(PROBLEM TO WORK ON) Below are the records; extract from them the line containing "Write a component" to the line containing "['Weekly', 'Bi-Weekly', 'Semi-Monthly', 'Monthly', 'One", both lines included, exactly and with no pictures.

>> start SOURCE MATERIAL

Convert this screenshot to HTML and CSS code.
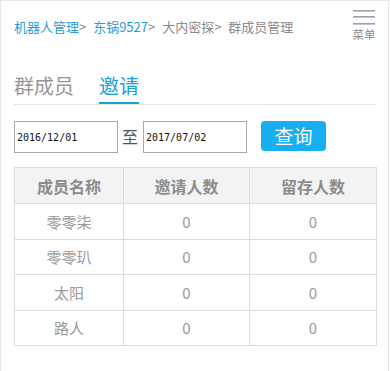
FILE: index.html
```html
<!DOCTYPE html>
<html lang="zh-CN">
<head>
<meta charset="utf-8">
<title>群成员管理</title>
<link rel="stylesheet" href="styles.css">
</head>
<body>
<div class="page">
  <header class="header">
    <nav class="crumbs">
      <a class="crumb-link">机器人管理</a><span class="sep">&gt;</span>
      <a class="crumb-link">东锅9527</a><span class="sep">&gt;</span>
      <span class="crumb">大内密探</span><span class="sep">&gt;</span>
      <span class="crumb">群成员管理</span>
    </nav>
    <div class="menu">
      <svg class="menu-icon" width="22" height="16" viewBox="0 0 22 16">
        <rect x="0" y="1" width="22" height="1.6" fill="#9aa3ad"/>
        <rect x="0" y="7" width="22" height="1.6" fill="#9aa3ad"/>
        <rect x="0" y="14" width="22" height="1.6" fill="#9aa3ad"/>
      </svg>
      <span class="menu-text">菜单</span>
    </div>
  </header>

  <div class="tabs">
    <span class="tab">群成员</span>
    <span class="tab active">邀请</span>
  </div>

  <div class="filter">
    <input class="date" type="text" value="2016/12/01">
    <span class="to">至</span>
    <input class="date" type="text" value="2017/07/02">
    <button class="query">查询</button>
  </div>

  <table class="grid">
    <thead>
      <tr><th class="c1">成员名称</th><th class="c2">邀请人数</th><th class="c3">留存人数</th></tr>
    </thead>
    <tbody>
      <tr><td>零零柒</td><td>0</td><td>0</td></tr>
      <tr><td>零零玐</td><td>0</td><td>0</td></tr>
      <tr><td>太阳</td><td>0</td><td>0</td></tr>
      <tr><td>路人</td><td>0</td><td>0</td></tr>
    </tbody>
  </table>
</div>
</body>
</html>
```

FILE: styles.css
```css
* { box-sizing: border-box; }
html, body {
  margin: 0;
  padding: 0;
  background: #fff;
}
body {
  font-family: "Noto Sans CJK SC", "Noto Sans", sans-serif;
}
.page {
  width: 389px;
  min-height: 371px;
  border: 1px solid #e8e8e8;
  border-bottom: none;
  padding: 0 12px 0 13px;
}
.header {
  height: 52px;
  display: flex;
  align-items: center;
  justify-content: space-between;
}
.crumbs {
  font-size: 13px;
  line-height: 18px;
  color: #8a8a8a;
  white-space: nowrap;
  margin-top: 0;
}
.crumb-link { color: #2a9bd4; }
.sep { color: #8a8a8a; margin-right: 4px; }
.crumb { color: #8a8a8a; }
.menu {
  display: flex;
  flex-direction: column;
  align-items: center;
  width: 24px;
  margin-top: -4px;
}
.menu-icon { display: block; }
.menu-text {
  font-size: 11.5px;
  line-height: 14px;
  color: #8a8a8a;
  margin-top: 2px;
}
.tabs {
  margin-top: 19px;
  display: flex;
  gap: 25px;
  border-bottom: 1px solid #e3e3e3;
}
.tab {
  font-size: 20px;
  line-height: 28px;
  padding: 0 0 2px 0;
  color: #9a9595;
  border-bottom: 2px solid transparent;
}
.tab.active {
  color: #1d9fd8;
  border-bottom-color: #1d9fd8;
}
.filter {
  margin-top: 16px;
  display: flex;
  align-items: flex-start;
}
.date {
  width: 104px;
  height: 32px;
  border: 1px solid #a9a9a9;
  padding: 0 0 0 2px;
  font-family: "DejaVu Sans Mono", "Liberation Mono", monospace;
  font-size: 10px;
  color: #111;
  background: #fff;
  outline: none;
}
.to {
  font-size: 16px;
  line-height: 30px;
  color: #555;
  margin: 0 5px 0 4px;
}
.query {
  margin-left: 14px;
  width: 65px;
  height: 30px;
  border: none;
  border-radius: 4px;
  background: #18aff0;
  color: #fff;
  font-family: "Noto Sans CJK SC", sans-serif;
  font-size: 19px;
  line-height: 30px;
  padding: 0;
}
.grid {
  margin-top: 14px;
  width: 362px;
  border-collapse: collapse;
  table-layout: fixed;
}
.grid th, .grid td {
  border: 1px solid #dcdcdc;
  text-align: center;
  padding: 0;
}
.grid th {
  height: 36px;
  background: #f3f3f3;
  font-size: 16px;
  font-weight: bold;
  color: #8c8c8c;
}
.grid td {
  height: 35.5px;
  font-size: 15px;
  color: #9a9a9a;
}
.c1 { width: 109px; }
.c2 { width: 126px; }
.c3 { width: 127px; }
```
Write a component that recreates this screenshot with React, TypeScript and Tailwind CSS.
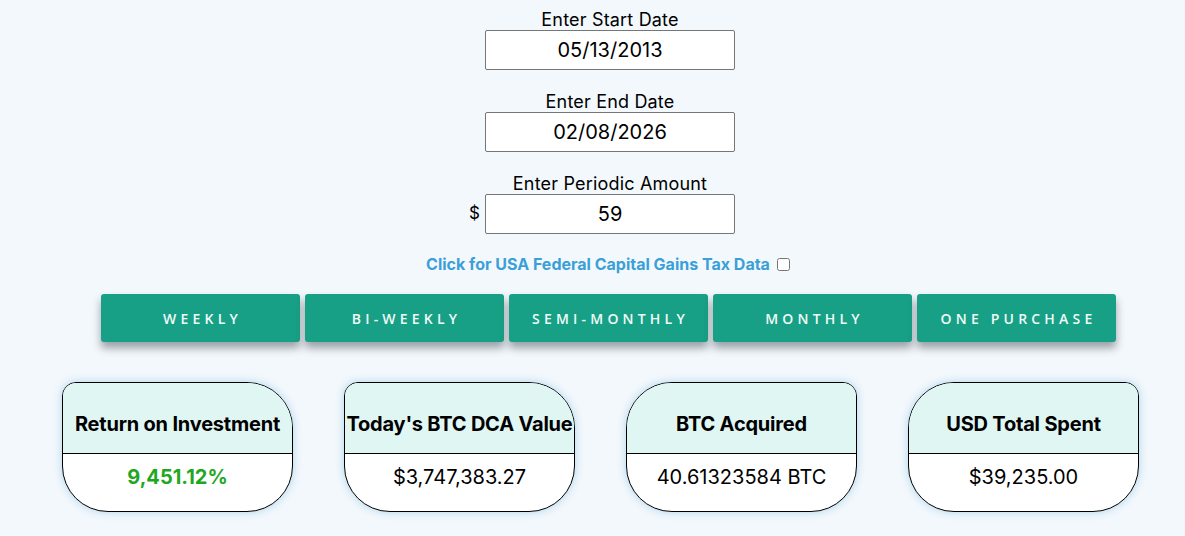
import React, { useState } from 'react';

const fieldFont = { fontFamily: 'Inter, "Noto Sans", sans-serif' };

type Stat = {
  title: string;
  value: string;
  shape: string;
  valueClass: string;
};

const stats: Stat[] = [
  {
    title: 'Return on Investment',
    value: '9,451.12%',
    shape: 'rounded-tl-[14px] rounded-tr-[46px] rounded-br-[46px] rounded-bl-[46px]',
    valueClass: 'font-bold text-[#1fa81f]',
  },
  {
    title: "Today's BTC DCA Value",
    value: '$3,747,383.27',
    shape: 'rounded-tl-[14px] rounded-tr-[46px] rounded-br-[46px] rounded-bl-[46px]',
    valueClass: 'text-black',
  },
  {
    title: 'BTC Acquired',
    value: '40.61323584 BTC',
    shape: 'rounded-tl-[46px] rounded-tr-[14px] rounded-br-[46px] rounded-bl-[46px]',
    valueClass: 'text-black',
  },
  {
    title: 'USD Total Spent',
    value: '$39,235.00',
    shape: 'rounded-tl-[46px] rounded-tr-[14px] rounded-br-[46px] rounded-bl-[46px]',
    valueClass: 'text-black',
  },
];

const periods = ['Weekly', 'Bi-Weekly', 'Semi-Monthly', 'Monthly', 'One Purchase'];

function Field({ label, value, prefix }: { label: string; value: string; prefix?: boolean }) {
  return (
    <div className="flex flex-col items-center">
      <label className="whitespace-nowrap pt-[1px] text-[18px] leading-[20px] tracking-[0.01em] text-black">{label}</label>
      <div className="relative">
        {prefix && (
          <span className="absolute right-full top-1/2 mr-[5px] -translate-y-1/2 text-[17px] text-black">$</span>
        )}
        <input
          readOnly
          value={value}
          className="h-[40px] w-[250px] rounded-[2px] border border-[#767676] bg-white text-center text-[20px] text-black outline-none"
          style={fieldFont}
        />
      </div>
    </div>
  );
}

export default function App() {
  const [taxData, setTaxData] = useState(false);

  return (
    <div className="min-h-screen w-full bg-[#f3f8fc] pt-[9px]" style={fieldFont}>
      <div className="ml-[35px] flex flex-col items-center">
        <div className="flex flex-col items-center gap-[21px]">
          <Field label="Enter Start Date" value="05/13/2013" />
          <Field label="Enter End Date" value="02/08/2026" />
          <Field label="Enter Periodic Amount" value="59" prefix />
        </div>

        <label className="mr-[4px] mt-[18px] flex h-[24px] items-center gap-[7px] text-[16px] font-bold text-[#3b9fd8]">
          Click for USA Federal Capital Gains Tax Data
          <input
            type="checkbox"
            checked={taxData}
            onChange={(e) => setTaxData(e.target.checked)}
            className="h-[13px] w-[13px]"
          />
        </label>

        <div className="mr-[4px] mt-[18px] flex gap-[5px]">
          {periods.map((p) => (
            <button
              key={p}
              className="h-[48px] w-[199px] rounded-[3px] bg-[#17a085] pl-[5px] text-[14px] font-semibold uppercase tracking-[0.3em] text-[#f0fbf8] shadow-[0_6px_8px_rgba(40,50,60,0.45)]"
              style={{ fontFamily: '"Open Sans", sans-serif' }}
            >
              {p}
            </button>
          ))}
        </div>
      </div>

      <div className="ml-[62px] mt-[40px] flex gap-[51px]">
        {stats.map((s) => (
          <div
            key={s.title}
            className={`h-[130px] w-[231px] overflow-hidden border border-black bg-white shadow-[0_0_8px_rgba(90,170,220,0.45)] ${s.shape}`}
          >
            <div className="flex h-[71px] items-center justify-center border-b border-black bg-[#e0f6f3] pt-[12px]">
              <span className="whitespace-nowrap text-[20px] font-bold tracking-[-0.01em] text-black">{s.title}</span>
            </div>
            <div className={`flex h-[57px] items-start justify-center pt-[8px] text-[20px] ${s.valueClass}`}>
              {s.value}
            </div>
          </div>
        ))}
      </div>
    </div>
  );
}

>> end SOURCE MATERIAL

(OUTPUT FOR THIS TASK)
Write a component that recreates this screenshot with React, TypeScript and Tailwind CSS.
import React, { useState } from 'react';

const fieldFont = { fontFamily: 'Inter, "Noto Sans", sans-serif' };

type Stat = {
  title: string;
  value: string;
  shape: string;
  valueClass: string;
};

const stats: Stat[] = [
  {
    title: 'Return on Investment',
    value: '9,451.12%',
    shape: 'rounded-tl-[14px] rounded-tr-[46px] rounded-br-[46px] rounded-bl-[46px]',
    valueClass: 'font-bold text-[#1fa81f]',
  },
  {
    title: "Today's BTC DCA Value",
    value: '$3,747,383.27',
    shape: 'rounded-tl-[14px] rounded-tr-[46px] rounded-br-[46px] rounded-bl-[46px]',
    valueClass: 'text-black',
  },
  {
    title: 'BTC Acquired',
    value: '40.61323584 BTC',
    shape: 'rounded-tl-[46px] rounded-tr-[14px] rounded-br-[46px] rounded-bl-[46px]',
    valueClass: 'text-black',
  },
  {
    title: 'USD Total Spent',
    value: '$39,235.00',
    shape: 'rounded-tl-[46px] rounded-tr-[14px] rounded-br-[46px] rounded-bl-[46px]',
    valueClass: 'text-black',
  },
];

const periods = ['Weekly', 'Bi-Weekly', 'Semi-Monthly', 'Monthly', 'One Purchase'];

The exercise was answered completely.